The oddest place we visited in Chiang Rai is called Black House. It’s the former residence of famous Chiang Rai artist, Thawan Ducahnee. The house is now a museum and includes over 30 buildings. The main house is a black building with a typical Thai roof. Inside though, it is anything but typical. You enter into a large open room filled with his artwork. Some of the art is diplayed as traditional art such as paintings and sculptures. But actually almost every piece in the house is a unique piece of art. Chairs are built out of antlers; crocodile skins painted black lie on table tops; and elaborate arches separate the rooms. It’s an overwhelming place with so many unusual pieces to look at.
Walking around the museum grounds we saw many of the 300 buildings, each more elaboate than the last. One of the buildings is titled ‘guest house’. It would certainly be an interesting place to be a dinner or overnight guest. Utensils are shaped like penises as are the water scoops in the bathroom. One of the buildings was called Reptile House and was filled with skins and skulls from various reptiles.
I can only imagine how his mind envisioned the world. In comparing the White Temple and Black House, locals say to go to White Temple is like going to heaven, and going to Black House is like going to hell.
Chiang Rai’s proximity to the northern borders with Myanmar and Laos make this town an ideal spot to explore the “Golden Triangle’. This area was the world’s leading supplier of opium for years. The three countries are separated by the Mekong and Ruak Rivers.

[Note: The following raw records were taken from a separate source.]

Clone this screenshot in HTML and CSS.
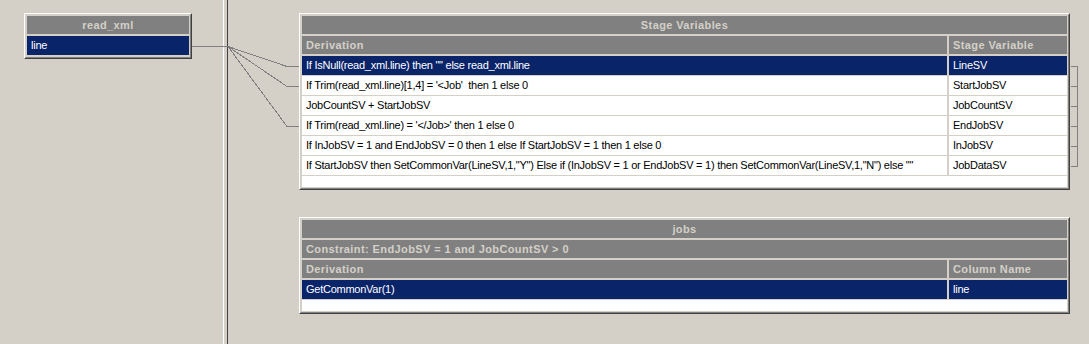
FILE: index.html
```html
<!DOCTYPE html>
<html>
<head>
<meta charset="utf-8">
<title>Transformer</title>
<link rel="stylesheet" href="styles.css">
</head>
<body>
<div class="canvas">
  <div class="pane pane-left">
    <div class="link-box source-box">
      <div class="box-inner">
        <div class="box-title">read_xml</div>
        <div class="grid-row selected"><div class="cell">line</div></div>
      </div>
    </div>
  </div>
  <div class="splitter"></div>
  <div class="pane pane-right">
    <div class="link-box stage-box">
      <div class="box-inner">
        <div class="box-title">Stage Variables</div>
        <div class="grid-row head"><div class="cell deriv">Derivation</div><div class="cell name">Stage Variable</div></div>
        <div class="grid-row selected"><div class="cell deriv">If IsNull(read_xml.line) then "" else read_xml.line</div><div class="cell name">LineSV</div></div>
        <div class="grid-row"><div class="cell deriv">If Trim(read_xml.line)[1,4] = '&lt;Job'&nbsp; then 1 else 0</div><div class="cell name">StartJobSV</div></div>
        <div class="grid-row"><div class="cell deriv">JobCountSV + StartJobSV</div><div class="cell name">JobCountSV</div></div>
        <div class="grid-row"><div class="cell deriv">If Trim(read_xml.line) = '&lt;/Job&gt;' then 1 else 0</div><div class="cell name">EndJobSV</div></div>
        <div class="grid-row"><div class="cell deriv">If InJobSV = 1 and EndJobSV = 0 then 1 else If StartJobSV = 1 then 1 else 0</div><div class="cell name">InJobSV</div></div>
        <div class="grid-row"><div class="cell deriv">If StartJobSV then SetCommonVar(LineSV,1,"Y") Else if (InJobSV = 1 or EndJobSV = 1) then SetCommonVar(LineSV,1,"N") else ""</div><div class="cell name">JobDataSV</div></div>
        <div class="filler"></div>
      </div>
    </div>
    <div class="link-box jobs-box">
      <div class="box-inner">
        <div class="box-title">jobs</div>
        <div class="constraint">Constraint: EndJobSV = 1 and JobCountSV &gt; 0</div>
        <div class="grid-row head"><div class="cell deriv">Derivation</div><div class="cell name">Column Name</div></div>
        <div class="grid-row selected"><div class="cell deriv">GetCommonVar(1)</div><div class="cell name">line</div></div>
        <div class="filler"></div>
      </div>
    </div>
  </div>
  <svg class="links" width="1089" height="344" viewBox="0 0 1089 344" shape-rendering="crispEdges">
    <g fill="none" stroke="#808080" stroke-width="1">
      <path d="M192 46.5 H228"/>
      <path d="M228 46.5 L287 66.5 H299"/>
      <path d="M228 46.5 L287 86.5 H299"/>
      <path d="M228 46.5 L287 126.5 H299"/>
      <path d="M1071 66.5 H1077.5 V166.5 H1071"/>
      <path d="M1071 86.5 H1077.5"/>
      <path d="M1071 106.5 H1077.5"/>
      <path d="M1071 126.5 H1077.5"/>
      <path d="M1071 146.5 H1077.5"/>
    </g>
  </svg>
</div>
</body>
</html>
```
FILE: styles.css
```css
html, body {
  margin: 0;
  padding: 0;
}
body {
  background: #d4d0c8;
  font-family: "Liberation Sans", Arial, sans-serif;
  font-size: 11px;
  overflow: hidden;
}
.canvas {
  position: relative;
  display: flex;
  width: 1089px;
  height: 344px;
}
.pane-left {
  width: 223px;
  flex: none;
  box-sizing: border-box;
  padding: 13px 0 0 24px;
}
.splitter {
  width: 5px;
  flex: none;
  box-sizing: border-box;
  border-left: 1px solid #ffffff;
  border-right: 1px solid #404040;
}
.pane-right {
  flex: 1;
  box-sizing: border-box;
  padding: 13px 0 0 71px;
}
.link-box {
  box-sizing: border-box;
  border: 1px solid;
  border-color: #ffffff #404040 #404040 #ffffff;
}
.box-inner {
  display: flex;
  flex-direction: column;
  border: 1px solid;
  border-color: #d4d0c8 #808080 #808080 #d4d0c8;
  padding: 1px;
  background: #d4d0c8;
}
.source-box {
  width: 168px;
}
.stage-box,
.jobs-box {
  width: 771px;
}
.jobs-box {
  margin-top: 27px;
}
.box-title {
  height: 18px;
  line-height: 18px;
  background: #808080;
  color: #d4d0c8;
  font-weight: bold;
  text-align: center;
  letter-spacing: 0.4px;
  margin-bottom: 2px;
}
.constraint {
  height: 18px;
  line-height: 18px;
  background: #808080;
  color: #d4d0c8;
  font-weight: bold;
  letter-spacing: 0.4px;
  padding-left: 4px;
  margin-bottom: 2px;
  white-space: nowrap;
}
.grid-row {
  display: flex;
  gap: 2px;
  height: 19px;
  line-height: 19px;
  margin-bottom: 1px;
}
.grid-row.head {
  height: 18px;
  line-height: 18px;
  margin-bottom: 2px;
}
.cell {
  flex: 1;
  box-sizing: border-box;
  background: #ffffff;
  color: #000000;
  padding-left: 4px;
  white-space: nowrap;
  overflow: hidden;
  letter-spacing: -0.25px;
}
.cell.deriv {
  flex: none;
  width: 645px;
}
.head .cell {
  background: #808080;
  color: #d4d0c8;
  font-weight: bold;
  letter-spacing: 0.4px;
}
.selected .cell {
  background: #0a246a;
  color: #ffffff;
}
.filler {
  height: 11px;
  background: #ffffff;
}
.links {
  position: absolute;
  left: 0;
  top: 0;
  pointer-events: none;
}
```
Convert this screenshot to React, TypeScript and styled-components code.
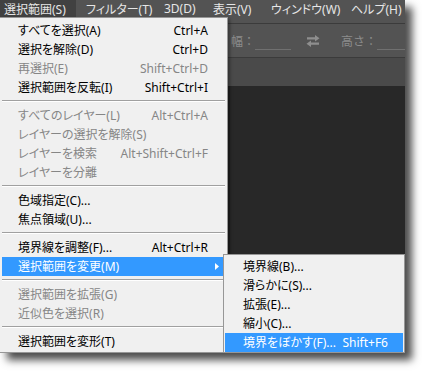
import React from 'react';
import styled, { createGlobalStyle } from 'styled-components';

const GlobalStyle = createGlobalStyle`
  *, *::before, *::after { box-sizing: border-box; }
  html, body { margin: 0; padding: 0; background: #ffffff; }
  body { width: 422px; height: 371px; overflow: hidden; }
`;

const UI_FONT = `"Noto Sans", "Noto Sans CJK JP", sans-serif`;

const Stage = styled.div`
  width: 422px;
  height: 371px;
  background: #ffffff;
`;

const AppWindow = styled.div`
  position: relative;
  width: 405px;
  height: 353px;
  background: #535353;
  display: flex;
  flex-direction: column;
  overflow: hidden;
  box-shadow: 7px 7px 8px rgba(0, 0, 0, 0.7);
  font-family: ${UI_FONT};
  font-feature-settings: "palt" 1;
`;

const MenuBar = styled.div`
  flex: none;
  height: 24px;
  display: flex;
  align-items: flex-start;
  gap: 6px;
  border-bottom: 1px solid #3b3b3b;
`;

const MenuTitle = styled.div<{ $active?: boolean; $w: number }>`
  flex: none;
  width: ${(p) => p.$w}px;
  height: 17px;
  display: flex;
  align-items: center;
  padding-left: 4px;
  background: ${(p) => (p.$active ? '#414141' : 'transparent')};
  color: #e6e6e6;
  font-size: 12px;
  white-space: nowrap;
`;

const OptionsBar = styled.div`
  flex: none;
  height: 34px;
  display: flex;
  align-items: center;
  padding-left: 231px;
  border-bottom: 1px solid #3b3b3b;
`;

const OptLabel = styled.span`
  color: #8c8c8c;
  font-size: 12px;
  white-space: nowrap;
  font-feature-settings: normal;
`;

const Field = styled.div<{ $w?: number }>`
  height: 16px;
  margin-top: 2px;
  border-bottom: 1px solid #707070;
  ${(p) => (p.$w ? `width: ${p.$w}px;` : 'flex: 1;')}
`;

const SwapIcon = styled.svg`
  flex: none;
  margin: 0 21px 0 15px;
`;

const Workspace = styled.div`
  flex: 1;
  display: flex;
  min-height: 0;
`;

const Dock = styled.div`
  flex: none;
  width: 228px;
  background: #535353;
`;

const DocArea = styled.div`
  flex: 1;
  display: flex;
  flex-direction: column;
`;

const TabBar = styled.div`
  flex: none;
  height: 28px;
  background: #4a4a4a;
`;

const Canvas = styled.div`
  flex: 1;
  background: #282828;
  border-left: 2px solid #1f1f1f;
`;

const Dropdown = styled.div`
  position: absolute;
  left: -1px;
  top: 17px;
  width: 229px;
  background: #f0f0f0;
  border: 1px solid #979797;
  padding: 3px 2px 1px;
  box-shadow: 2px 2px 3px rgba(0, 0, 0, 0.35);
`;

const Submenu = styled.div`
  position: absolute;
  left: 223px;
  top: 254px;
  width: 182px;
  background: #f0f0f0;
  border: 1px solid #979797;
  padding: 2px 1px 0;
`;

const Row = styled.div<{ $hl?: boolean; $disabled?: boolean; $pl: number; $pr: number }>`
  height: 19px;
  display: grid;
  grid-template-columns: 1fr auto ${(p) => p.$pr}px;
  align-items: center;
  padding-left: ${(p) => p.$pl}px;
  font-size: 12px;
  line-height: 19px;
  white-space: nowrap;
  background: ${(p) => (p.$hl ? '#3399ff' : 'transparent')};
  color: ${(p) => (p.$hl ? '#ffffff' : p.$disabled ? '#868686' : '#000000')};
`;

const Shortcut = styled.span``;

const ArrowCell = styled.span`
  display: flex;
  justify-content: center;
  align-items: center;
`;

const Separator = styled.div`
  height: 2px;
  margin: 3px 0 4px;
  border-top: 1px solid #a0a0a0;
  border-bottom: 1px solid #ffffff;
`;

type Item =
  | { sep: true }
  | { label: string; sc?: string; disabled?: boolean; hl?: boolean; sub?: boolean };

const mainItems: Item[] = [
  { label: 'すべてを選択(A)', sc: 'Ctrl+A' },
  { label: '選択を解除(D)', sc: 'Ctrl+D' },
  { label: '再選択(E)', sc: 'Shift+Ctrl+D', disabled: true },
  { label: '選択範囲を反転(I)', sc: 'Shift+Ctrl+I' },
  { sep: true },
  { label: 'すべてのレイヤー(L)', sc: 'Alt+Ctrl+A', disabled: true },
  { label: 'レイヤーの選択を解除(S)', disabled: true },
  { label: 'レイヤーを検索', sc: 'Alt+Shift+Ctrl+F', disabled: true },
  { label: 'レイヤーを分離', disabled: true },
  { sep: true },
  { label: '色域指定(C)...' },
  { label: '焦点領域(U)...' },
  { sep: true },
  { label: '境界線を調整(F)...', sc: 'Alt+Ctrl+R' },
  { label: '選択範囲を変更(M)', hl: true, sub: true },
  { sep: true },
  { label: '選択範囲を拡張(G)', disabled: true },
  { label: '近似色を選択(R)', disabled: true },
  { sep: true },
  { label: '選択範囲を変形(T)' },
];

const subItems: Item[] = [
  { label: '境界線(B)...' },
  { label: '滑らかに(S)...' },
  { label: '拡張(E)...' },
  { label: '縮小(C)...' },
  { label: '境界をぼかす(F)...', sc: 'Shift+F6', hl: true },
];

const menuTitles: { t: string; w: number }[] = [
  { t: '選択範囲(S)', w: 76 },
  { t: 'フィルター(T)', w: 72 },
  { t: '3D(D)', w: 43 },
  { t: '表示(V)', w: 52 },
  { t: 'ウィンドウ(W)', w: 74 },
  { t: 'ヘルプ(H)', w: 58 },
];

function MenuList({ items, pl, pr }: { items: Item[]; pl: number; pr: number }) {
  return (
    <>
      {items.map((it, i) =>
        'sep' in it ? (
          <Separator key={i} />
        ) : (
          <Row key={i} $hl={it.hl} $disabled={it.disabled} $pl={pl} $pr={pr}>
            <span>{it.label}</span>
            <Shortcut>{it.sc ?? ''}</Shortcut>
            <ArrowCell>
              {it.sub && (
                <svg width="4" height="7" viewBox="0 0 4 7">
                  <path d="M0 0 L4 3.5 L0 7 Z" fill="#ffffff" />
                </svg>
              )}
            </ArrowCell>
          </Row>
        )
      )}
    </>
  );
}

export default function App() {
  return (
    <>
      <GlobalStyle />
      <Stage>
        <AppWindow>
          <MenuBar>
            {menuTitles.map((m, i) => (
              <MenuTitle key={m.t} $active={i === 0} $w={m.w}>
                {m.t}
              </MenuTitle>
            ))}
          </MenuBar>
          <OptionsBar>
            <OptLabel>幅：</OptLabel>
            <Field $w={36} />
            <SwapIcon width="14" height="12" viewBox="0 0 14 12">
              <path d="M1 2.2 H9 V0 L13.5 3.3 L9 6.6 V4.4 H1 Z" fill="#8e8e8e" />
              <path d="M13 7.6 H5 V5.4 L0.5 8.7 L5 12 V9.8 H13 Z" fill="#8e8e8e" />
            </SwapIcon>
            <OptLabel>高さ：</OptLabel>
            <Field />
          </OptionsBar>
          <Workspace>
            <Dock />
            <DocArea>
              <TabBar />
              <Canvas />
            </DocArea>
          </Workspace>

          <Dropdown>
            <MenuList items={mainItems} pl={16} pr={17} />
          </Dropdown>
          <Submenu>
            <MenuList items={subItems} pl={18} pr={15} />
          </Submenu>
        </AppWindow>
      </Stage>
    </>
  );
}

Not far from the Golden Triangle lookout is The Opium Museum. Displays show how poppies are grown and harvested. It’s a strange museum with detailed explanations on how opium latex is extracted. The descriptions include the proper depth of scoring to achieve the best opium. Posted on the walls were chemistry equations used to make different drugs. It seemed a little too informative.
Lahu Hill Tribes
There are many hilltribes in this area also. We visited a Lahu tribe village. The women wear black jackets with colourful headpieces. They are knows to be one of the most gender-equitable socities in existence. Near the village we walked though the strange and interesting fertility gardens.
We were lucky to be in Chiang Rai during Christmas and New Year’s holidays when there is a large Flower Festival. It was a gorgeous display of locally grown flowers. There were tunnels made of orchids, colourful artistic designs made from potted plants. It was a beautiful festival to see and to smell.